* **WHAT THE TASK REQUIRES**
Output an exact reproduction of the data.

--- BEGIN RAW DATA ---

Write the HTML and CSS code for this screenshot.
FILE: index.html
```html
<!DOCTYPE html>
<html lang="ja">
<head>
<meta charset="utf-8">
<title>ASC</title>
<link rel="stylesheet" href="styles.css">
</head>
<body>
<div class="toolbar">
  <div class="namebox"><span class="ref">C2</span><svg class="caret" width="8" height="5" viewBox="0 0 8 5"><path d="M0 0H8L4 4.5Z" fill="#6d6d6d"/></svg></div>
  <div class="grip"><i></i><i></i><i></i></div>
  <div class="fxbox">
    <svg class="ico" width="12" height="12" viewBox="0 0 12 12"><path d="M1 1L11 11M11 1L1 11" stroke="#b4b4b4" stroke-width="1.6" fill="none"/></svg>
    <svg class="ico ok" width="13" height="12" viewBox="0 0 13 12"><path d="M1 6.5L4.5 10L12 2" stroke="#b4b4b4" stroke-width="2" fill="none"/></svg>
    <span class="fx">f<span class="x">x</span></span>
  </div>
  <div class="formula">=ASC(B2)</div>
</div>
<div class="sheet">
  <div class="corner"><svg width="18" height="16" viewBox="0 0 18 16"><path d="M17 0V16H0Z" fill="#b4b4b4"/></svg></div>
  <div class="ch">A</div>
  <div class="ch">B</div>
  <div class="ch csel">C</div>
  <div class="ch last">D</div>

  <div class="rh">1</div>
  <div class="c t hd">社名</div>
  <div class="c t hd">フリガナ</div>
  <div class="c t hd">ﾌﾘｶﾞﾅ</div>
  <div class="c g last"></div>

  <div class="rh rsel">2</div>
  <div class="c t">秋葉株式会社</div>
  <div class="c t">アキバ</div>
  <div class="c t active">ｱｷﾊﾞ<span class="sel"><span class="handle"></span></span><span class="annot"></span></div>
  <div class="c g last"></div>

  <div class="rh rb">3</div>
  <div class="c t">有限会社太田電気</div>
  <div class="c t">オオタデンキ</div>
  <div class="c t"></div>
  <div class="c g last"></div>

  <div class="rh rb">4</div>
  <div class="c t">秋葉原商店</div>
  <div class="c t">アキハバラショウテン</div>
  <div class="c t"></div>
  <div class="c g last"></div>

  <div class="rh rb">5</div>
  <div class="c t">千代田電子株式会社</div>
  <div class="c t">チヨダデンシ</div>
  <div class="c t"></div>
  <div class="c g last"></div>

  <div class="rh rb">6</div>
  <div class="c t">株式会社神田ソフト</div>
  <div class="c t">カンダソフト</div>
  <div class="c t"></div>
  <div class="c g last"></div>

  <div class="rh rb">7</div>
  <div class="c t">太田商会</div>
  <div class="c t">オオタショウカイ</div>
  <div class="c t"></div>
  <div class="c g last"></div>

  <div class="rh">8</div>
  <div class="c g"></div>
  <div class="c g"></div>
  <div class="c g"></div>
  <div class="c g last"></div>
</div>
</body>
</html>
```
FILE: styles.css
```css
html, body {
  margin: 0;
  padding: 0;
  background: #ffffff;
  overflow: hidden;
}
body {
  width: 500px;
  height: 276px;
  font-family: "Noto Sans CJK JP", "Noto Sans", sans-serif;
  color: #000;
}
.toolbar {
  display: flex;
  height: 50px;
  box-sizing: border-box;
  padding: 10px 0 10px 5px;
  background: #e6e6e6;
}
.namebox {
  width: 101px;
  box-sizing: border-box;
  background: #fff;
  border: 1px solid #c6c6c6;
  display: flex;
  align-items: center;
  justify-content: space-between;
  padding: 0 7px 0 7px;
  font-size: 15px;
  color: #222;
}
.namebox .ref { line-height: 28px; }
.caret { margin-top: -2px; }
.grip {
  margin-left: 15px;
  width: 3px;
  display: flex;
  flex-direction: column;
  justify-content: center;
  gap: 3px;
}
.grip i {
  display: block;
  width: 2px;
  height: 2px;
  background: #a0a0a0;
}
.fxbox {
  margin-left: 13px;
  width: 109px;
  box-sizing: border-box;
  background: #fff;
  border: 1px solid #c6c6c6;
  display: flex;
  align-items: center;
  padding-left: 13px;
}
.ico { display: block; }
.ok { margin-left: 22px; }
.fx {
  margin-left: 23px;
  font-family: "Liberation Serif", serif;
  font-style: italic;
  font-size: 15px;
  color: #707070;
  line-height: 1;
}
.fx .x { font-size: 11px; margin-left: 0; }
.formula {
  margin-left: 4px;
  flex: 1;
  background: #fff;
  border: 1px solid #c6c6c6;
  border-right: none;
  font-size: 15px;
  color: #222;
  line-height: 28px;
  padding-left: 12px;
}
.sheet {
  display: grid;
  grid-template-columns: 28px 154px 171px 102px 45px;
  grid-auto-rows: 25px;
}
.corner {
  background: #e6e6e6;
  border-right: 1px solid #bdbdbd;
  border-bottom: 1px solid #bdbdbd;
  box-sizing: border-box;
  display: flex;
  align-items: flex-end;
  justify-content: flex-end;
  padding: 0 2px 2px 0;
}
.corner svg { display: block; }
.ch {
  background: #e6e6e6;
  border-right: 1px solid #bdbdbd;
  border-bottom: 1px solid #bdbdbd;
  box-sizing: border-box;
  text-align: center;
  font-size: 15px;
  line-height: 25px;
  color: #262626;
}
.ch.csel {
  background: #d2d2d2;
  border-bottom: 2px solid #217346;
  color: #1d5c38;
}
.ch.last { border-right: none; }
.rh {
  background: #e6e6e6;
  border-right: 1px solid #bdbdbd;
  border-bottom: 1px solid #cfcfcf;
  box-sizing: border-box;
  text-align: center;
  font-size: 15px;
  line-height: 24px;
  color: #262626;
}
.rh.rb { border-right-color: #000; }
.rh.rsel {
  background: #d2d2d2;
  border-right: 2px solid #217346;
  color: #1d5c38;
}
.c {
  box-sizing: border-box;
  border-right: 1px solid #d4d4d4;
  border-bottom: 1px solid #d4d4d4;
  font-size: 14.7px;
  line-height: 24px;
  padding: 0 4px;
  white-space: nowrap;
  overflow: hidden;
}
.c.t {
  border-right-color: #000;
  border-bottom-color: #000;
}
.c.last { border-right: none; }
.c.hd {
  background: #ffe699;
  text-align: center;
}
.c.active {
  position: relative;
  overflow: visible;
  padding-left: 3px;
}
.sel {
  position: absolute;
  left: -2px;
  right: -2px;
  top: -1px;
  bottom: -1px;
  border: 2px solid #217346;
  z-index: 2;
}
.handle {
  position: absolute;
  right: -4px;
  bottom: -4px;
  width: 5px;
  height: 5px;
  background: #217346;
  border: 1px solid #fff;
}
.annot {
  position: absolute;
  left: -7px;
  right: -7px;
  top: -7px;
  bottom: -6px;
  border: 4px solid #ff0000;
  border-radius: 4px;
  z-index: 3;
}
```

--- END RAW DATA ---

* **SOLUTION**
Write the HTML and CSS code for this screenshot.
FILE: index.html
```html
<!DOCTYPE html>
<html lang="ja">
<head>
<meta charset="utf-8">
<title>ASC</title>
<link rel="stylesheet" href="styles.css">
</head>
<body>
<div class="toolbar">
  <div class="namebox"><span class="ref">C2</span><svg class="caret" width="8" height="5" viewBox="0 0 8 5"><path d="M0 0H8L4 4.5Z" fill="#6d6d6d"/></svg></div>
  <div class="grip"><i></i><i></i><i></i></div>
  <div class="fxbox">
    <svg class="ico" width="12" height="12" viewBox="0 0 12 12"><path d="M1 1L11 11M11 1L1 11" stroke="#b4b4b4" stroke-width="1.6" fill="none"/></svg>
    <svg class="ico ok" width="13" height="12" viewBox="0 0 13 12"><path d="M1 6.5L4.5 10L12 2" stroke="#b4b4b4" stroke-width="2" fill="none"/></svg>
    <span class="fx">f<span class="x">x</span></span>
  </div>
  <div class="formula">=ASC(B2)</div>
</div>
<div class="sheet">
  <div class="corner"><svg width="18" height="16" viewBox="0 0 18 16"><path d="M17 0V16H0Z" fill="#b4b4b4"/></svg></div>
  <div class="ch">A</div>
  <div class="ch">B</div>
  <div class="ch csel">C</div>
  <div class="ch last">D</div>

  <div class="rh">1</div>
  <div class="c t hd">社名</div>
  <div class="c t hd">フリガナ</div>
  <div class="c t hd">ﾌﾘｶﾞﾅ</div>
  <div class="c g last"></div>

  <div class="rh rsel">2</div>
  <div class="c t">秋葉株式会社</div>
  <div class="c t">アキバ</div>
  <div class="c t active">ｱｷﾊﾞ<span class="sel"><span class="handle"></span></span><span class="annot"></span></div>
  <div class="c g last"></div>

  <div class="rh rb">3</div>
  <div class="c t">有限会社太田電気</div>
  <div class="c t">オオタデンキ</div>
  <div class="c t"></div>
  <div class="c g last"></div>

  <div class="rh rb">4</div>
  <div class="c t">秋葉原商店</div>
  <div class="c t">アキハバラショウテン</div>
  <div class="c t"></div>
  <div class="c g last"></div>

  <div class="rh rb">5</div>
  <div class="c t">千代田電子株式会社</div>
  <div class="c t">チヨダデンシ</div>
  <div class="c t"></div>
  <div class="c g last"></div>

  <div class="rh rb">6</div>
  <div class="c t">株式会社神田ソフト</div>
  <div class="c t">カンダソフト</div>
  <div class="c t"></div>
  <div class="c g last"></div>

  <div class="rh rb">7</div>
  <div class="c t">太田商会</div>
  <div class="c t">オオタショウカイ</div>
  <div class="c t"></div>
  <div class="c g last"></div>

  <div class="rh">8</div>
  <div class="c g"></div>
  <div class="c g"></div>
  <div class="c g"></div>
  <div class="c g last"></div>
</div>
</body>
</html>
```
FILE: styles.css
```css
html, body {
  margin: 0;
  padding: 0;
  background: #ffffff;
  overflow: hidden;
}
body {
  width: 500px;
  height: 276px;
  font-family: "Noto Sans CJK JP", "Noto Sans", sans-serif;
  color: #000;
}
.toolbar {
  display: flex;
  height: 50px;
  box-sizing: border-box;
  padding: 10px 0 10px 5px;
  background: #e6e6e6;
}
.namebox {
  width: 101px;
  box-sizing: border-box;
  background: #fff;
  border: 1px solid #c6c6c6;
  display: flex;
  align-items: center;
  justify-content: space-between;
  padding: 0 7px 0 7px;
  font-size: 15px;
  color: #222;
}
.namebox .ref { line-height: 28px; }
.caret { margin-top: -2px; }
.grip {
  margin-left: 15px;
  width: 3px;
  display: flex;
  flex-direction: column;
  justify-content: center;
  gap: 3px;
}
.grip i {
  display: block;
  width: 2px;
  height: 2px;
  background: #a0a0a0;
}
.fxbox {
  margin-left: 13px;
  width: 109px;
  box-sizing: border-box;
  background: #fff;
  border: 1px solid #c6c6c6;
  display: flex;
  align-items: center;
  padding-left: 13px;
}
.ico { display: block; }
.ok { margin-left: 22px; }
.fx {
  margin-left: 23px;
  font-family: "Liberation Serif", serif;
  font-style: italic;
  font-size: 15px;
  color: #707070;
  line-height: 1;
}
.fx .x { font-size: 11px; margin-left: 0; }
.formula {
  margin-left: 4px;
  flex: 1;
  background: #fff;
  border: 1px solid #c6c6c6;
  border-right: none;
  font-size: 15px;
  color: #222;
  line-height: 28px;
  padding-left: 12px;
}
.sheet {
  display: grid;
  grid-template-columns: 28px 154px 171px 102px 45px;
  grid-auto-rows: 25px;
}
.corner {
  background: #e6e6e6;
  border-right: 1px solid #bdbdbd;
  border-bottom: 1px solid #bdbdbd;
  box-sizing: border-box;
  display: flex;
  align-items: flex-end;
  justify-content: flex-end;
  padding: 0 2px 2px 0;
}
.corner svg { display: block; }
.ch {
  background: #e6e6e6;
  border-right: 1px solid #bdbdbd;
  border-bottom: 1px solid #bdbdbd;
  box-sizing: border-box;
  text-align: center;
  font-size: 15px;
  line-height: 25px;
  color: #262626;
}
.ch.csel {
  background: #d2d2d2;
  border-bottom: 2px solid #217346;
  color: #1d5c38;
}
.ch.last { border-right: none; }
.rh {
  background: #e6e6e6;
  border-right: 1px solid #bdbdbd;
  border-bottom: 1px solid #cfcfcf;
  box-sizing: border-box;
  text-align: center;
  font-size: 15px;
  line-height: 24px;
  color: #262626;
}
.rh.rb { border-right-color: #000; }
.rh.rsel {
  background: #d2d2d2;
  border-right: 2px solid #217346;
  color: #1d5c38;
}
.c {
  box-sizing: border-box;
  border-right: 1px solid #d4d4d4;
  border-bottom: 1px solid #d4d4d4;
  font-size: 14.7px;
  line-height: 24px;
  padding: 0 4px;
  white-space: nowrap;
  overflow: hidden;
}
.c.t {
  border-right-color: #000;
  border-bottom-color: #000;
}
.c.last { border-right: none; }
.c.hd {
  background: #ffe699;
  text-align: center;
}
.c.active {
  position: relative;
  overflow: visible;
  padding-left: 3px;
}
.sel {
  position: absolute;
  left: -2px;
  right: -2px;
  top: -1px;
  bottom: -1px;
  border: 2px solid #217346;
  z-index: 2;
}
.handle {
  position: absolute;
  right: -4px;
  bottom: -4px;
  width: 5px;
  height: 5px;
  background: #217346;
  border: 1px solid #fff;
}
.annot {
  position: absolute;
  left: -7px;
  right: -7px;
  top: -7px;
  bottom: -6px;
  border: 4px solid #ff0000;
  border-radius: 4px;
  z-index: 3;
}
```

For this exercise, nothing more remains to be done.